Il punto da aver chiaro, tuttavia, è che nel momento in cui si parla di “debito pubblico” si sta facendo riferimento a una situazione in cui lo Stato spende soldi (al netto delle tasse incassate) la cui emissione è demandata a un soggetto parzialmente o totalmente indipendente dallo Stato stesso. Si tratta, ovviamente, della Banca Centrale.

Se le Banca Centrale dipendesse integralmente dallo Stato, o addirittura se non esistesse affatto – se l’emissione monetaria, in altri termini, fosse affidata a un ufficio statale – il concetto stesso di “debito pubblico” sarebbe privo di significato.
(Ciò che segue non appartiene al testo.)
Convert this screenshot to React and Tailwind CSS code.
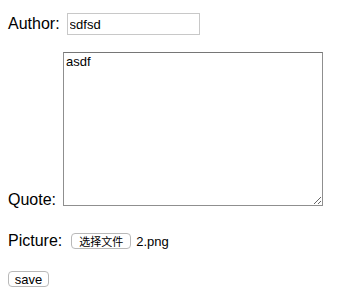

Lo Stato non dipenderebbe dalla volontà di soggetti terzi per introdurre potere d’acquisto nella propria economia, mediante spesa netta effettuata nella moneta legale dello Stato stesso. Sarebbe libero di determinare il livello della spesa netta in funzione dei suoi obiettivi di promozione dell’occupazione e di stabilità dei prezzi.

Poiché il potere d’acquisto immesso in circolazione si traduce in risparmio del settore privato, lo Stato potrebbe offrire un servizio di gestione di questo risparmio permettendo a chi lo desidera di lasciarlo depositato presso un’apposita agenzia statale, e riconoscendo un tasso di remunerazione (un interesse) dipendente dal vincolo di durata del deposito.

Ma non sarebbe indispensabile farlo, e se lo si facesse non avrebbe senso affermare che lo Stato si è “indebitato”, e che deve “gestire le finanze pubbliche” tenendo conto delle esigenze di “rifinanziamento del debito”.

L’indebitamento dello Stato esiste solo se e in quanto l’emissione di moneta è demandata a un soggetto diverso dallo Stato medesimo, implicando che quest’ultimo debba prendere a prestito da qualcuno l’eccesso di spesa che ritiene opportuno immettere nell’economia.